Copy out each line of the data holding "React".
# # # # # # #
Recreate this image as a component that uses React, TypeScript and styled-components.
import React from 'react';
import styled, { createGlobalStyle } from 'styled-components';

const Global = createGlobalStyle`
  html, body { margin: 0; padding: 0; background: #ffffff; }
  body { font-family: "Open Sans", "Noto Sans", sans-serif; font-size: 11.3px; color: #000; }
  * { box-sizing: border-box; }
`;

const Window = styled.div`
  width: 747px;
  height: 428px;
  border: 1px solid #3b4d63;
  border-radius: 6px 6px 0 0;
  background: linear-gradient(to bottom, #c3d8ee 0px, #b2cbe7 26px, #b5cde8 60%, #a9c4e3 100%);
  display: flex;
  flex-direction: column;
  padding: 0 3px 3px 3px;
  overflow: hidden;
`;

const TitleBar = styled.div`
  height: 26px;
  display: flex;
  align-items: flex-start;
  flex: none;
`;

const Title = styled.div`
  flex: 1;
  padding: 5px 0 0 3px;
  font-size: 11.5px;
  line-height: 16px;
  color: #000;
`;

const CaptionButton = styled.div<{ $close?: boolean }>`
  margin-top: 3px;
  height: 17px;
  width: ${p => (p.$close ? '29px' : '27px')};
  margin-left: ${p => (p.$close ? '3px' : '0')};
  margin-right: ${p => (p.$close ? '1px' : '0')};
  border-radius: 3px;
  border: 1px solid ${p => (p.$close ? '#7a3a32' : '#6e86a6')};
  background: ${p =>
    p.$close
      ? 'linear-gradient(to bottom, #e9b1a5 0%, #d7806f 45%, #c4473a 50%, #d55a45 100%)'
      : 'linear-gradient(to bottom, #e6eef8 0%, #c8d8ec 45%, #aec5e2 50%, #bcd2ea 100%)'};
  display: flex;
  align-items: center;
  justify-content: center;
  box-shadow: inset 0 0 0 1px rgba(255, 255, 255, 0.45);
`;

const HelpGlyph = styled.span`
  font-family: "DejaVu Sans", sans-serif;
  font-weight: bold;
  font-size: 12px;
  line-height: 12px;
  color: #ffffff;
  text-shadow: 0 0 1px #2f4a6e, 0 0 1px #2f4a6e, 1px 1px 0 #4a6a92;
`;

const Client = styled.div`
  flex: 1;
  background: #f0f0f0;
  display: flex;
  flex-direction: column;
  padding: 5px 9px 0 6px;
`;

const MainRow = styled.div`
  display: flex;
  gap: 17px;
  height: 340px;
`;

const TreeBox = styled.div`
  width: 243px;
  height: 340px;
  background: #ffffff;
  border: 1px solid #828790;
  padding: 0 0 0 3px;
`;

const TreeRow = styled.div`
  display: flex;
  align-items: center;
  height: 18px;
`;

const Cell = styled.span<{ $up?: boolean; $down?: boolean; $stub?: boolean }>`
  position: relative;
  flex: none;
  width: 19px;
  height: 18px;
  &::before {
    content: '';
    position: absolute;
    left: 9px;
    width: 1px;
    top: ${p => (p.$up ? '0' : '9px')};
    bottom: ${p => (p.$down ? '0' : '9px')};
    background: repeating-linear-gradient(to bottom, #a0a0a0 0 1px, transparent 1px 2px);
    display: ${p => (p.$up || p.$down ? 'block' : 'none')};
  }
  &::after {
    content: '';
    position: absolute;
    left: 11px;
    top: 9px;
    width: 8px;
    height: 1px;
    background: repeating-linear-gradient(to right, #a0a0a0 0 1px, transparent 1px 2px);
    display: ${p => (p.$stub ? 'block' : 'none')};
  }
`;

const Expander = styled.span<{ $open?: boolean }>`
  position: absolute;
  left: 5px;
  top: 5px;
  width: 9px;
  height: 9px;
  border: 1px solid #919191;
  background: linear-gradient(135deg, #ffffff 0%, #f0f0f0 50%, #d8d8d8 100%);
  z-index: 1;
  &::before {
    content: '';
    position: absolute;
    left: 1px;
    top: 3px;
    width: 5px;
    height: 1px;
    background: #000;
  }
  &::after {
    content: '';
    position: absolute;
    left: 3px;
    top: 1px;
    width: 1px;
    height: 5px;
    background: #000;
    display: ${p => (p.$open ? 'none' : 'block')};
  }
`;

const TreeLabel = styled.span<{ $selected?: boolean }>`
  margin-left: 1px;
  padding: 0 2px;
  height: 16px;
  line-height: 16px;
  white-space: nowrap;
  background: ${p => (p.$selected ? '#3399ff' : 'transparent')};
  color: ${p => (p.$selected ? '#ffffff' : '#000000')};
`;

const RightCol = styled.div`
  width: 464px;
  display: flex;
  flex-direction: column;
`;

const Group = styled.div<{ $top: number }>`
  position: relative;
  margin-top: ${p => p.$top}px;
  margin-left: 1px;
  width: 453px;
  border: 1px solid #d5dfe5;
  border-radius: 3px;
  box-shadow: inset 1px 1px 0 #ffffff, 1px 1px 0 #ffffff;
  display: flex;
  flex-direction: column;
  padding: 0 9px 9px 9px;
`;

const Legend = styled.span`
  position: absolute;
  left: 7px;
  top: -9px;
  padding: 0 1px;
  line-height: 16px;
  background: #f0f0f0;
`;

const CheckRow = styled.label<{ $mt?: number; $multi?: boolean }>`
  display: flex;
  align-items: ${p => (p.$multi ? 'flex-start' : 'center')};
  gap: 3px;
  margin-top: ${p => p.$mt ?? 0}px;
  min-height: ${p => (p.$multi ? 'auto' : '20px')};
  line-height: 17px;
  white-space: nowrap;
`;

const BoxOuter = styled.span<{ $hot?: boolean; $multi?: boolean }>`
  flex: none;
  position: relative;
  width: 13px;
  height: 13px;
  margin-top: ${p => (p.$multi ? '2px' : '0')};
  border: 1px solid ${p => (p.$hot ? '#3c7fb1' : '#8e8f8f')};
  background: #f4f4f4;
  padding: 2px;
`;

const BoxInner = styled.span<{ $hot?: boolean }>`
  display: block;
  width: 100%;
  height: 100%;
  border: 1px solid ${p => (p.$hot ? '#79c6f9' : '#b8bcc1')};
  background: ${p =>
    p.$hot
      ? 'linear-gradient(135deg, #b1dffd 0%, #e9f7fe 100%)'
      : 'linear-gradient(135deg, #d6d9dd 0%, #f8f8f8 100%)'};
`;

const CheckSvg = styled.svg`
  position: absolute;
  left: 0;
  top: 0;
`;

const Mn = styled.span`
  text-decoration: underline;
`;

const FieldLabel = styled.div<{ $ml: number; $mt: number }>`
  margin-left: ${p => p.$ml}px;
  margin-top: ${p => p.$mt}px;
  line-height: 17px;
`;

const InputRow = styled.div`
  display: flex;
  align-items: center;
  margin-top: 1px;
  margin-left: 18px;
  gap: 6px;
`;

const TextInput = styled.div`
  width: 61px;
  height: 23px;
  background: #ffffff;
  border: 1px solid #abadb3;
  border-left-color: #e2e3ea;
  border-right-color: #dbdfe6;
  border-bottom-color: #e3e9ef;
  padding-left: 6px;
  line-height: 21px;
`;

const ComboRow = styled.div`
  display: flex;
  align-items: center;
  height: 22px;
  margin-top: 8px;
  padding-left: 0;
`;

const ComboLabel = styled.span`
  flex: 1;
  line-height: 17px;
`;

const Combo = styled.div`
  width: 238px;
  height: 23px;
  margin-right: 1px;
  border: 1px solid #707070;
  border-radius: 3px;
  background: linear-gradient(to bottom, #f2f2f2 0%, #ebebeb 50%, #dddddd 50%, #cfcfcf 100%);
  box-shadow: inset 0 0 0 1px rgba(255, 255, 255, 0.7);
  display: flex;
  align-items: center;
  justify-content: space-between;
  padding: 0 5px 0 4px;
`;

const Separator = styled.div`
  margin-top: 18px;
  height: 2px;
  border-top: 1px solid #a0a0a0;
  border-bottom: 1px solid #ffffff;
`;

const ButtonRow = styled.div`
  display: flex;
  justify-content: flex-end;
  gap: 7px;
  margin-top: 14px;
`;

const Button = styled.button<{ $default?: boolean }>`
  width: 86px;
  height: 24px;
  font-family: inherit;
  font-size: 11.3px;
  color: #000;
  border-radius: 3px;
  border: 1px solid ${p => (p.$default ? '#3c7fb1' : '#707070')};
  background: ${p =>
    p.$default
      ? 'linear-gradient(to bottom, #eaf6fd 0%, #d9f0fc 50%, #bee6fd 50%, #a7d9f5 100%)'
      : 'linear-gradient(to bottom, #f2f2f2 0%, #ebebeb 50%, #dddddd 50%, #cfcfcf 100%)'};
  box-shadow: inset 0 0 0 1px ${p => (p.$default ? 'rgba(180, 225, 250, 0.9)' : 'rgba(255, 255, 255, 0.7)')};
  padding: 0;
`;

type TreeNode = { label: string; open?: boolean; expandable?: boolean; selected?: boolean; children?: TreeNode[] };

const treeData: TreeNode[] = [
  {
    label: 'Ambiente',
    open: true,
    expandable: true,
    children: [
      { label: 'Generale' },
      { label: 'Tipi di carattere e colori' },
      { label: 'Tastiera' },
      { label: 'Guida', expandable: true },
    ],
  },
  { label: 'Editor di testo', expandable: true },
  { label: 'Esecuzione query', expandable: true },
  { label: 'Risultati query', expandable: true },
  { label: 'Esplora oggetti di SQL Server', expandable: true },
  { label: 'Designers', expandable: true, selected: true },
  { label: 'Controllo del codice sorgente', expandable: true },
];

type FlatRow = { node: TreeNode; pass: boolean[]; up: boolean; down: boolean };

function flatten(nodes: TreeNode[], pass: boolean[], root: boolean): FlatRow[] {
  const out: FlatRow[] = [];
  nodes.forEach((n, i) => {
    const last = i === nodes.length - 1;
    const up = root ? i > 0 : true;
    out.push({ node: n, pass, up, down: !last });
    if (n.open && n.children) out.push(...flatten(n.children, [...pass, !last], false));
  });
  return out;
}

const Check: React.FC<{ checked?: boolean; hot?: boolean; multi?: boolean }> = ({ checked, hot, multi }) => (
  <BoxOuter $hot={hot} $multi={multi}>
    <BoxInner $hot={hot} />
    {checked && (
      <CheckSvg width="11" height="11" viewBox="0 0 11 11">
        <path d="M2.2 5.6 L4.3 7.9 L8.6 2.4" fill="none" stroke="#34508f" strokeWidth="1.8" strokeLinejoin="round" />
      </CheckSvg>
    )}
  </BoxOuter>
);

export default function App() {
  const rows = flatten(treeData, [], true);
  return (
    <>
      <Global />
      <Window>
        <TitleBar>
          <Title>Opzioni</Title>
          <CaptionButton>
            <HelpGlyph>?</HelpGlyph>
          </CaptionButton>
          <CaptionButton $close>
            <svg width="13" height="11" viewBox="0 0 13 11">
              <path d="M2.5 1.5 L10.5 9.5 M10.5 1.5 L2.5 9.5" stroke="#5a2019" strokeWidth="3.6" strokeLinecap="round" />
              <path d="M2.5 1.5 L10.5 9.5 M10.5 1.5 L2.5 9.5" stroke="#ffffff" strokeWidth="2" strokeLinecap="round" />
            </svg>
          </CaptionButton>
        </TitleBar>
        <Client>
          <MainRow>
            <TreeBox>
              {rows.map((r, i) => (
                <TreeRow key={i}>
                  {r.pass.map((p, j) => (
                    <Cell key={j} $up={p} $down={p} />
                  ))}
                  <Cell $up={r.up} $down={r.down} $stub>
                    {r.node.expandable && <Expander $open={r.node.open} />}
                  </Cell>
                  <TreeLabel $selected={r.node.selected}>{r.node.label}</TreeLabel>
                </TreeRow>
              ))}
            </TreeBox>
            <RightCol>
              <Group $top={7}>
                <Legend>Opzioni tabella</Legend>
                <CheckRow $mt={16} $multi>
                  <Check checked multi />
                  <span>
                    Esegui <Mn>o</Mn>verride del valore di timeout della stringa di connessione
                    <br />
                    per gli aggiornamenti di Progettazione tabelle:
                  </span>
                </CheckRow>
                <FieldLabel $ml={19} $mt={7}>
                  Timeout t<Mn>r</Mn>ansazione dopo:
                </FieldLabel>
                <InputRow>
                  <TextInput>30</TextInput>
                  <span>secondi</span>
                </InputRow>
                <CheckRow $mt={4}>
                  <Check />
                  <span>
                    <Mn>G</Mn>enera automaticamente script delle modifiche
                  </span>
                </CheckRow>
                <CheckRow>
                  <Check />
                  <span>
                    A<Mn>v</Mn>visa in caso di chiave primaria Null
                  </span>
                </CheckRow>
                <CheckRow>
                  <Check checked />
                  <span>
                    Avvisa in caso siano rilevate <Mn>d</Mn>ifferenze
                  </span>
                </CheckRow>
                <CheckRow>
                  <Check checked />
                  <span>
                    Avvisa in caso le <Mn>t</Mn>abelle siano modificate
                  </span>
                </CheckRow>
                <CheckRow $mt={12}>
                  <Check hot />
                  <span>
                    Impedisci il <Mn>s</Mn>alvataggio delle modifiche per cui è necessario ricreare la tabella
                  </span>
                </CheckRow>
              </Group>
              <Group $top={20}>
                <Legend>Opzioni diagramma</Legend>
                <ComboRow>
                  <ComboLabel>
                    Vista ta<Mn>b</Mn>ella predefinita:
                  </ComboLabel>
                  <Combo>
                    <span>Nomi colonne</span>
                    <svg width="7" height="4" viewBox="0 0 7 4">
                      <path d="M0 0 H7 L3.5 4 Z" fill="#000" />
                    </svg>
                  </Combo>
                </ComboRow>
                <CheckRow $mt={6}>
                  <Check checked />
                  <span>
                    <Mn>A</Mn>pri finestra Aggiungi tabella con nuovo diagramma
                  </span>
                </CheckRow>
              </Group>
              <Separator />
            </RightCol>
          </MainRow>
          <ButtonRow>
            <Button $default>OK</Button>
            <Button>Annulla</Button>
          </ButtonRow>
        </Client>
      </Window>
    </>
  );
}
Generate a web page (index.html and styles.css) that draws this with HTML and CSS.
# # # # # # #
Result =>
Recreate this image as a component that uses React, TypeScript and styled-components.
import React from 'react';
const Check: React.FC<{ checked?: boolean; hot?: boolean; multi?: boolean }> = ({ checked, hot, multi }) => (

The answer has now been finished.